*** Source data ***

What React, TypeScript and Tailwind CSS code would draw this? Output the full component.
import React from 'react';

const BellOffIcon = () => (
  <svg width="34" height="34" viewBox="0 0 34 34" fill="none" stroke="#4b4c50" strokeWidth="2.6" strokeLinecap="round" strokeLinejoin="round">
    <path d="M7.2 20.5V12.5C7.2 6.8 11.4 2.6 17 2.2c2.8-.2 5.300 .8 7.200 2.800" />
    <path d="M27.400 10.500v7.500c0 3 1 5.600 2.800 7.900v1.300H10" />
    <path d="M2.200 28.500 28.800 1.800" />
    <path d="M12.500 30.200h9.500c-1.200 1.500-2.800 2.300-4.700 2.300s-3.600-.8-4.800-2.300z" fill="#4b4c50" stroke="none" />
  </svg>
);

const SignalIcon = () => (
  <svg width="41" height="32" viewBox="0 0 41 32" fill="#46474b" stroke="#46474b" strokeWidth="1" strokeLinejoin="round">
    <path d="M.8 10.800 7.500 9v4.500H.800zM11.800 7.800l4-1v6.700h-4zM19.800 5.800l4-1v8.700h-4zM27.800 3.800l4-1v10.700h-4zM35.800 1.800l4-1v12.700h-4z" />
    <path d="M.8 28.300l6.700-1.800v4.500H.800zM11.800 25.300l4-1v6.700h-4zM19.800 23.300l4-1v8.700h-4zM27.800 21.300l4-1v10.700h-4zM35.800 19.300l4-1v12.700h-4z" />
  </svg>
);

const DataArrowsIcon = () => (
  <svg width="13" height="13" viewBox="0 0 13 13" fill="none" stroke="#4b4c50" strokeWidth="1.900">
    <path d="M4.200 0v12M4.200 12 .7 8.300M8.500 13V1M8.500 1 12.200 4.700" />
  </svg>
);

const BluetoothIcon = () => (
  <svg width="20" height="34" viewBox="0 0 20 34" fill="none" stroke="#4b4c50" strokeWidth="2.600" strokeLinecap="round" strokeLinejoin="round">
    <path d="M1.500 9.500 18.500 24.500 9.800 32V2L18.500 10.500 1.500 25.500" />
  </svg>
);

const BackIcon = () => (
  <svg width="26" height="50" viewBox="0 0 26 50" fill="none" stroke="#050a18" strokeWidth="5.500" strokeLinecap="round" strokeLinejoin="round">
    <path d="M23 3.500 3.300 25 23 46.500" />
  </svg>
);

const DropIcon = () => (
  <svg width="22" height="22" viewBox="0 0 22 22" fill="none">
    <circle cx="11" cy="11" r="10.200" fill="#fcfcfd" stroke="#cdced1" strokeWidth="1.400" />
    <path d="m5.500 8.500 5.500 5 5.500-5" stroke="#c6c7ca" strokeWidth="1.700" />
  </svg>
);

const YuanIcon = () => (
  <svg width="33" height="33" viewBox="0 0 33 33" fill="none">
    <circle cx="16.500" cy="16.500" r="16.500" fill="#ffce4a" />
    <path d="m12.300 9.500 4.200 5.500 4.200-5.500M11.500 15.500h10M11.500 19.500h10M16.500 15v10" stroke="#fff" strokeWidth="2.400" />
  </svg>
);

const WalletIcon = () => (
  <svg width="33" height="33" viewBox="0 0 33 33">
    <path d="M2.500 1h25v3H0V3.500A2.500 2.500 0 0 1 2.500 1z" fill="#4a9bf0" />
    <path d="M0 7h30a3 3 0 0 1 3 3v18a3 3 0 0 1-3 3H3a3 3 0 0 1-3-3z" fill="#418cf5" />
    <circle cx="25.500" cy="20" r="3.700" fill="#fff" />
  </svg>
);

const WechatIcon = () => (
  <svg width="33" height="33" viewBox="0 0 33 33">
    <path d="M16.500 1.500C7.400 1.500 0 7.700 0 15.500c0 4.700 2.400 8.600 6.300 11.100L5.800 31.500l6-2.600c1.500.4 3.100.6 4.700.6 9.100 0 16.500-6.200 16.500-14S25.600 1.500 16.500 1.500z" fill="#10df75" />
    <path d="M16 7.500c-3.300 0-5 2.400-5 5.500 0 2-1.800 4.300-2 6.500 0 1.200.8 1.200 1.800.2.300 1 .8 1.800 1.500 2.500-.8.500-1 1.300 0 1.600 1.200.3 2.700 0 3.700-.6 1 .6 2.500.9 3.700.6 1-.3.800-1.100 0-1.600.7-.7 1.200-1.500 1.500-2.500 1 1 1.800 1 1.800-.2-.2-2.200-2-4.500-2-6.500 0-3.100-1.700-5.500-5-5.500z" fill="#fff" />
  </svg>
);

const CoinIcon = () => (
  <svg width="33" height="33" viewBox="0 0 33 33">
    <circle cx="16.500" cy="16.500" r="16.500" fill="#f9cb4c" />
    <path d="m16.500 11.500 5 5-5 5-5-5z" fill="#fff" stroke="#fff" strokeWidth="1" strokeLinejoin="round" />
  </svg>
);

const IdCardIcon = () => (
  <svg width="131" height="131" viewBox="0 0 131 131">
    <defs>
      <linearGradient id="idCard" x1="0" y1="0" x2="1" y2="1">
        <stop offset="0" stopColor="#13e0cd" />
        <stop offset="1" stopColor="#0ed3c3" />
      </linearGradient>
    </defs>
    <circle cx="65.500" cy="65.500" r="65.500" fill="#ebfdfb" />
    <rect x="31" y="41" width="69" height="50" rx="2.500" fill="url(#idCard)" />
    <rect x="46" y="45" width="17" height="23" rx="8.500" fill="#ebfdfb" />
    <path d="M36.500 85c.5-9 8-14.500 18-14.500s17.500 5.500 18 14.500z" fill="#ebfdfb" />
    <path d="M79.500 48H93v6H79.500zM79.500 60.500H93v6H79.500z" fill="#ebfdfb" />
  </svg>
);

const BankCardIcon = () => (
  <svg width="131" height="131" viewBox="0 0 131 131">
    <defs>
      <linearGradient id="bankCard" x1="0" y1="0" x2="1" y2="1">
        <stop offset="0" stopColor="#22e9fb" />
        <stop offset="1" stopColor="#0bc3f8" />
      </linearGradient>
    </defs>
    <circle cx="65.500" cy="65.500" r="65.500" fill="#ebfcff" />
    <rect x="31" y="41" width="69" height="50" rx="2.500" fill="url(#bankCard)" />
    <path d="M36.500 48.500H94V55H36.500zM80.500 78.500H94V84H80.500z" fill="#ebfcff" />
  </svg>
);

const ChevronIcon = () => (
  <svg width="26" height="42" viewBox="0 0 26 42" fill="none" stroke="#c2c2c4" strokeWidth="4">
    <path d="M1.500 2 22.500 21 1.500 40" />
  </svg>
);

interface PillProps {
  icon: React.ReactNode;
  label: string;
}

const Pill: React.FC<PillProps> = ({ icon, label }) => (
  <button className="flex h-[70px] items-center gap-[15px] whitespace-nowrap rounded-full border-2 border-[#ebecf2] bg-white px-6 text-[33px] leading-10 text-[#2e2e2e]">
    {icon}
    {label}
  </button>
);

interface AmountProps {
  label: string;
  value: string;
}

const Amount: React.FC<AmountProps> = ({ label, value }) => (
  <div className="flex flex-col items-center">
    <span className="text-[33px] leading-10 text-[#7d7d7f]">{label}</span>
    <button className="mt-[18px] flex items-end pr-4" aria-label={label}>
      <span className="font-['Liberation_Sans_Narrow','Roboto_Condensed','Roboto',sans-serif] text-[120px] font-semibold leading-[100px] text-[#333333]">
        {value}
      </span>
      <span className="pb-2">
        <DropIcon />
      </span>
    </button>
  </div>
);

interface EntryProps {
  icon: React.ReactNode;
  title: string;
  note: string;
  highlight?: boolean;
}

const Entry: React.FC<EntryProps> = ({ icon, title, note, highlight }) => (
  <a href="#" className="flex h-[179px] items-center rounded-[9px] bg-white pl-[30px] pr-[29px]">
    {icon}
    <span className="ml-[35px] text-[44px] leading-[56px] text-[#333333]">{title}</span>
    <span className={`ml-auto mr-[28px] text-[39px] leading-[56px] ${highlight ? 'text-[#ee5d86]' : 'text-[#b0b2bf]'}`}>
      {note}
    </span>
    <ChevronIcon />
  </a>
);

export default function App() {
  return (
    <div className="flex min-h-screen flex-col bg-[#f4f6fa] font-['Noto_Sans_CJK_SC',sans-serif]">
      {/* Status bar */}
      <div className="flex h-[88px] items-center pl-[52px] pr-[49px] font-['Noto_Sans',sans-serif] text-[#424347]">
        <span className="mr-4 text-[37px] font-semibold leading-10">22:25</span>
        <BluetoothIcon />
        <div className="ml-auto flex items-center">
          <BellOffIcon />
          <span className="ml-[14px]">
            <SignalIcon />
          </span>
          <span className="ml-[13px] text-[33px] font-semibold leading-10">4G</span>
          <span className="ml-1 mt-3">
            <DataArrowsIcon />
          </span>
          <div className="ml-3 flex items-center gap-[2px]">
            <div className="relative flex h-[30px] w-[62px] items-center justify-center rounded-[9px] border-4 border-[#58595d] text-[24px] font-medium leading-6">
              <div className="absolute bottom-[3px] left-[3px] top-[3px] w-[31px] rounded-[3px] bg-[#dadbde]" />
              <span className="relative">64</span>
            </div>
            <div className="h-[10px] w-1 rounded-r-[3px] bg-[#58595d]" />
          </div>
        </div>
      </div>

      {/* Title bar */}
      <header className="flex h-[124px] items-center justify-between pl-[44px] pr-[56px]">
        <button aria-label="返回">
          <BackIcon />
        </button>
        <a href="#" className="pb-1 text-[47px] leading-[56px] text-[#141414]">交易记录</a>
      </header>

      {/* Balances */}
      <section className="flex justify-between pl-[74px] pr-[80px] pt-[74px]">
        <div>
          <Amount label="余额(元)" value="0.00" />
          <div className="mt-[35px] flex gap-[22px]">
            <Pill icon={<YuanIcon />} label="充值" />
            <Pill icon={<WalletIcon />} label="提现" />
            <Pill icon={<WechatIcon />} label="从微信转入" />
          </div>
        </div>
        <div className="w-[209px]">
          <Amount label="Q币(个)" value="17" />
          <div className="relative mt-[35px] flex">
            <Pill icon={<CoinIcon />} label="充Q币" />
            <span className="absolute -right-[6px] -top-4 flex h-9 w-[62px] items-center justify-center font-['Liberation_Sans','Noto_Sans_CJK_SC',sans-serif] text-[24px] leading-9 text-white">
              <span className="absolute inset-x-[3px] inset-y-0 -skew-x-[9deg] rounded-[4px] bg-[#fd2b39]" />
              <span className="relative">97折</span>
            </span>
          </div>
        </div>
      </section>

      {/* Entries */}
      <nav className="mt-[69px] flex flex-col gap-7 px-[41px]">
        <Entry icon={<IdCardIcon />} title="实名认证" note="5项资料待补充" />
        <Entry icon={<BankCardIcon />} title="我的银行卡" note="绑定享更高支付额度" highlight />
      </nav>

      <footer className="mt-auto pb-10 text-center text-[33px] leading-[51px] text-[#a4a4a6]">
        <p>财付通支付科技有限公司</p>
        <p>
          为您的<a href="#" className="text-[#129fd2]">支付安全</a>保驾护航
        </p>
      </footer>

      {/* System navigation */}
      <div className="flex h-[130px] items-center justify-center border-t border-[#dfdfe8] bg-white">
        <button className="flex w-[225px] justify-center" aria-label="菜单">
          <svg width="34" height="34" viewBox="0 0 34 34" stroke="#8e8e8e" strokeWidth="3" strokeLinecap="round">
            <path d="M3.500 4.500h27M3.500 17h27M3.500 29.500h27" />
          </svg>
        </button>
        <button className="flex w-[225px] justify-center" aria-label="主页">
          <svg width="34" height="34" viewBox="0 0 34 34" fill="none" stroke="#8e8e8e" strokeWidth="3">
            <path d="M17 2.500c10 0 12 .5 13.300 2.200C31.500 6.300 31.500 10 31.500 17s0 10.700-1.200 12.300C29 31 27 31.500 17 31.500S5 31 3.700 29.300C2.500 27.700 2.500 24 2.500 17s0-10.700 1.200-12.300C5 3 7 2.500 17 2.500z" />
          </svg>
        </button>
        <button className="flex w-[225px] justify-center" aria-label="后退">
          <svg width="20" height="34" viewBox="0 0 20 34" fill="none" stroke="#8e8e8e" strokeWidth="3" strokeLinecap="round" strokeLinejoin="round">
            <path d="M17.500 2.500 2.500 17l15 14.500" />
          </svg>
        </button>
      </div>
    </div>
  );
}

***

> _The exercise_:
Look through the listing and extract every line with "full" in it.

> _Result of this task_:
What React, TypeScript and Tailwind CSS code would draw this? Output the full component.
  <button className="flex h-[70px] items-center gap-[15px] whitespace-nowrap rounded-full border-2 border-[#ebecf2] bg-white px-6 text-[33px] leading-10 text-[#2e2e2e]">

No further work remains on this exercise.